Can you actually buy things with Bitcoin?
Yes — more than you’d think, and less than the headlines claim. Here’s the honest state of spending Bitcoin, and why “buy a coffee” isn’t really the point.
“Okay, but can I actually buy anything with it?” Fair question — money you can’t spend is just a number. The honest answer: yes, in more places than you’d guess, though probably not your corner shop yet.
Where Bitcoin is accepted
A growing number of online stores, travel sites, and tech companies take Bitcoin directly. Plenty of physical businesses do too, especially in Bitcoin-friendly cities and countries. And where it isn’t accepted directly, you can often bridge the gap with Bitcoin-funded gift cards or debit cards that spend your sats and settle in local currency.
The everyday-spending problem — and Lightning
Bitcoin’s base layer settles roughly every ten minutes, which is great for big, final payments and clumsy for a $3 coffee. That’s exactly what the Lightning Network fixes: instant, sub-cent payments built on top of Bitcoin. Where you see Bitcoin used like cash day-to-day, it’s usually Lightning doing the work.
Settle big things on the base layer. Spend small things on Lightning. Same money, two gears.

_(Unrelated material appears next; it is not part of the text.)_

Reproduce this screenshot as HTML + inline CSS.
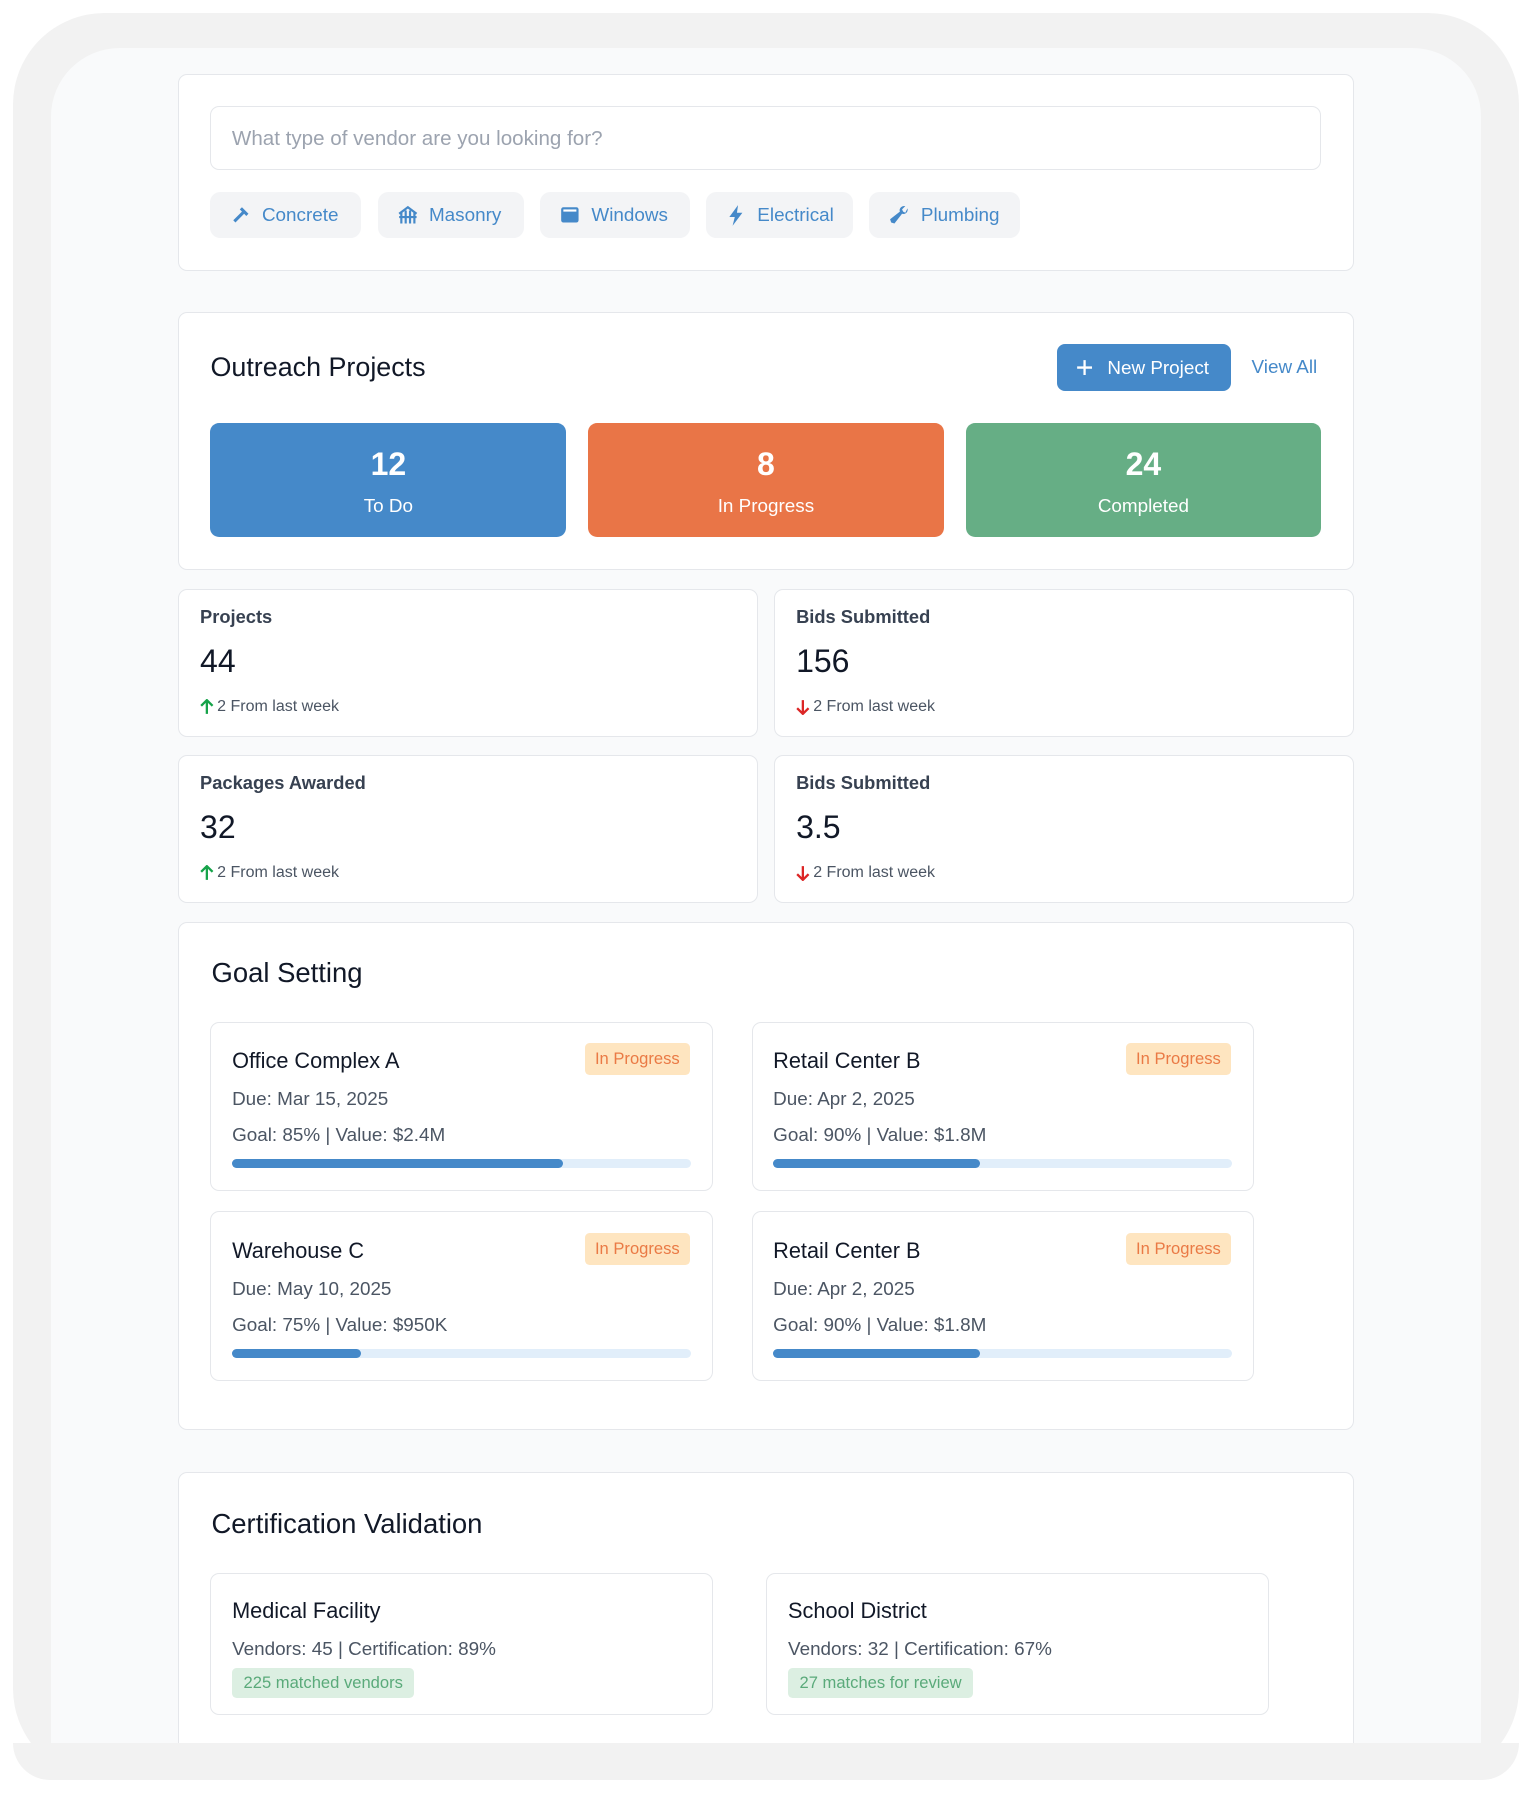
<!DOCTYPE html>
<html><head><meta charset="utf-8"><style>
*{box-sizing:border-box;margin:0;padding:0}
html,body{width:1533px;height:1797px;overflow:hidden;background:#fff}
#root{zoom:1.144;position:relative;width:1340px;height:1571px;font-family:"Liberation Sans",sans-serif;color:#111827}
.abs{position:absolute}
.frame{left:11px;top:11px;width:1317px;height:1545px;background:#f2f2f2;border-radius:80px}
.panel{left:45px;top:42px;width:1250px;height:1482px;background:#f9fafb;border-radius:60px 60px 0 0;overflow:hidden}
.card{position:absolute;background:#fff;border:1px solid #e5e7eb;border-radius:8px}
.chip{position:absolute;top:168px;height:40px;background:#f3f4f6;border-radius:9px;color:#4589c9;font-size:16.5px;display:flex;align-items:center;padding-left:17px;gap:9px}
.chip svg{width:19px;height:19px}
.tile{position:absolute;top:370px;width:311px;height:99px;border-radius:8px;color:#fff;text-align:center}
.tile b{display:block;font-size:28px;margin-top:20px}
.tile span{display:block;font-size:16.5px;margin-top:10px}
.mlabel{font-size:16px;font-weight:bold;color:#374151;position:absolute;left:18px;top:14px}
.mval{font-size:28px;position:absolute;left:18px;top:46px}
.mchg{font-size:14px;color:#4b5563;position:absolute;left:18px;top:94px;display:flex;align-items:center;gap:3px}
.h2{position:absolute;left:28px;font-size:24px;color:#111827}
.gc{position:absolute;width:439px;height:148px;background:#fff;border:1px solid #e5e7eb;border-radius:8px}
.gc .t{position:absolute;left:18px;top:22px;font-size:19px}
.gc .d{position:absolute;left:18px;top:57px;font-size:16.5px;color:#4b5563}
.gc .g{position:absolute;left:18px;top:89px;font-size:16.5px;color:#4b5563}
.badge{position:absolute;right:19px;top:18px;width:92px;height:28px;background:#fee5c0;color:#ea7a45;border-radius:4px;font-size:14.5px;text-align:center;line-height:28px}
.bar{position:absolute;left:18px;right:18px;top:119px;height:8px;background:#e1eefa;border-radius:4px}
.bar i{display:block;height:8px;background:#4589c9;border-radius:4px}
.cc{position:absolute;top:1375px;width:439px;height:124px;background:#fff;border:1px solid #e5e7eb;border-radius:8px}
.cc .t{position:absolute;left:18px;top:21px;font-size:19px}
.cc .d{position:absolute;left:18px;top:56px;font-size:16.5px;color:#4b5563}
.gb{position:absolute;left:18px;top:82px;height:26px;padding:0 10px;background:#dcefe2;color:#5aaa7a;border-radius:4px;font-size:14.5px;line-height:26px}
</style></head><body><div id="root">
<div class="abs frame"></div>
<div class="abs panel"></div>

<div class="card" style="left:156px;top:65px;width:1028px;height:172px">
  <div class="abs" style="left:27px;top:27px;width:971px;height:56px;border:1px solid #e5e7eb;border-radius:8px;font-size:18px;color:#9ca3af;padding:17px 0 0 18px">What type of vendor are you looking for?</div>
</div>
<div class="chip" style="left:184px;width:132px"><svg viewBox="0 0 20 20"><path d="M11 3l6 6-2 2-2-2-8 8-2-2 8-8-2-2z" fill="#4589c9"/></svg>Concrete</div>
<div class="chip" style="left:330px;width:128px"><svg viewBox="0 0 20 20" fill="none" stroke="#4589c9" stroke-width="2"><path d="M2 9L10 3l8 6M4 8v10M16 8v10M8 6v12M12 6v12M2 12h16"/></svg>Masonry</div>
<div class="chip" style="left:472px;width:131px"><svg viewBox="0 0 20 20"><rect x="2" y="3" width="16" height="14" rx="2" fill="#4589c9"/><rect x="4" y="5" width="12" height="2" fill="#fff"/></svg>Windows</div>
<div class="chip" style="left:617px;width:129px"><svg viewBox="0 0 20 20"><path d="M12 1L4 12h5l-2 8 9-12h-5z" fill="#4589c9"/></svg>Electrical</div>
<div class="chip" style="left:760px;width:132px"><svg viewBox="0 0 20 20"><path d="M17 4a4 4 0 01-5 5L5 18l-3-1-1-3 9-7a4 4 0 015-5l-3 3 1 2 2 1z" fill="#4589c9"/></svg>Plumbing</div>

<div class="card" style="left:156px;top:273px;width:1028px;height:225px"></div>
<div class="abs" style="left:184px;top:308px;font-size:23.5px">Outreach Projects</div>
<div class="abs" style="left:924px;top:301px;width:152px;height:41px;background:#4589c9;border-radius:7px;color:#fff;font-size:16.5px;display:flex;align-items:center;padding-left:17px;gap:12px"><svg width="15" height="15" viewBox="0 0 15 15"><path d="M7.5 1v13M1 7.5h13" stroke="#fff" stroke-width="2"/></svg>New Project</div>
<div class="abs" style="left:1094px;top:311px;font-size:16.5px;color:#4589c9">View All</div>
<div class="tile" style="left:184px;background:#4589c9"><b>12</b><span>To Do</span></div>
<div class="tile" style="left:514px;background:#e97547"><b>8</b><span>In Progress</span></div>
<div class="tile" style="left:844px;background:#66ae85"><b>24</b><span>Completed</span></div>

<div class="card" style="left:156px;top:515px;width:507px;height:129px"><div class="mlabel">Projects</div><div class="mval">44</div><div class="mchg"><svg width="12" height="14" viewBox="0 0 12 14"><path d="M6 13V2M1 6l5-5 5 5" stroke="#16a34a" stroke-width="2" fill="none"/></svg>2 From last week</div></div>
<div class="card" style="left:677px;top:515px;width:507px;height:129px"><div class="mlabel">Bids Submitted</div><div class="mval">156</div><div class="mchg"><svg width="12" height="14" viewBox="0 0 12 14"><path d="M6 1v11M1 8l5 5 5-5" stroke="#dc2626" stroke-width="2" fill="none"/></svg>2 From last week</div></div>
<div class="card" style="left:156px;top:660px;width:507px;height:129px"><div class="mlabel">Packages Awarded</div><div class="mval">32</div><div class="mchg"><svg width="12" height="14" viewBox="0 0 12 14"><path d="M6 13V2M1 6l5-5 5 5" stroke="#16a34a" stroke-width="2" fill="none"/></svg>2 From last week</div></div>
<div class="card" style="left:677px;top:660px;width:507px;height:129px"><div class="mlabel">Bids Submitted</div><div class="mval">3.5</div><div class="mchg"><svg width="12" height="14" viewBox="0 0 12 14"><path d="M6 1v11M1 8l5 5 5-5" stroke="#dc2626" stroke-width="2" fill="none"/></svg>2 From last week</div></div>

<div class="card" style="left:156px;top:806px;width:1028px;height:444px"><div class="h2" style="top:30px">Goal Setting</div></div>
<div class="gc" style="left:184px;top:893px"><div class="t">Office Complex A</div><div class="badge">In Progress</div><div class="d">Due: Mar 15, 2025</div><div class="g">Goal: 85% | Value: $2.4M</div><div class="bar"><i style="width:72%"></i></div></div>
<div class="gc" style="left:657px;top:893px"><div class="t">Retail Center B</div><div class="badge">In Progress</div><div class="d">Due: Apr 2, 2025</div><div class="g">Goal: 90% | Value: $1.8M</div><div class="bar"><i style="width:45%"></i></div></div>
<div class="gc" style="left:184px;top:1059px"><div class="t">Warehouse C</div><div class="badge">In Progress</div><div class="d">Due: May 10, 2025</div><div class="g">Goal: 75% | Value: $950K</div><div class="bar"><i style="width:28%"></i></div></div>
<div class="gc" style="left:657px;top:1059px"><div class="t">Retail Center B</div><div class="badge">In Progress</div><div class="d">Due: Apr 2, 2025</div><div class="g">Goal: 90% | Value: $1.8M</div><div class="bar"><i style="width:45%"></i></div></div>

<div class="card" style="left:156px;top:1287px;width:1028px;height:300px;border-radius:8px 8px 0 0"><div class="h2" style="top:30px">Certification Validation</div></div>
<div class="cc" style="left:184px"><div class="t">Medical Facility</div><div class="d">Vendors: 45 | Certification: 89%</div><div class="gb">225 matched vendors</div></div>
<div class="cc" style="left:670px"><div class="t">School District</div><div class="d">Vendors: 32 | Certification: 67%</div><div class="gb">27 matches for review</div></div>

<div class="abs" style="left:11px;top:1524px;width:1317px;height:32px;background:#f2f2f2;border-radius:0 0 80px 80px"></div>
<div class="abs" style="left:0;top:1556px;width:1340px;height:15px;background:#fff"></div>
</div></body></html>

“Should I spend it at all?”
Here’s the friendly tension: because Bitcoin’s supply is fixed, a lot of people are reluctant to spend something they expect to hold its value — the famous “why buy pizza with money that might be worth more later?” There’s no right answer. Many people keep most of their stack as savings and spend a small, replenishable amount. Spend, save, or both — it’s your money and your call.
The one thing to remember
You can spend Bitcoin at a growing list of merchants, and instantly over Lightning — but many people treat it as savings first and spend the fast layer, not the base layer.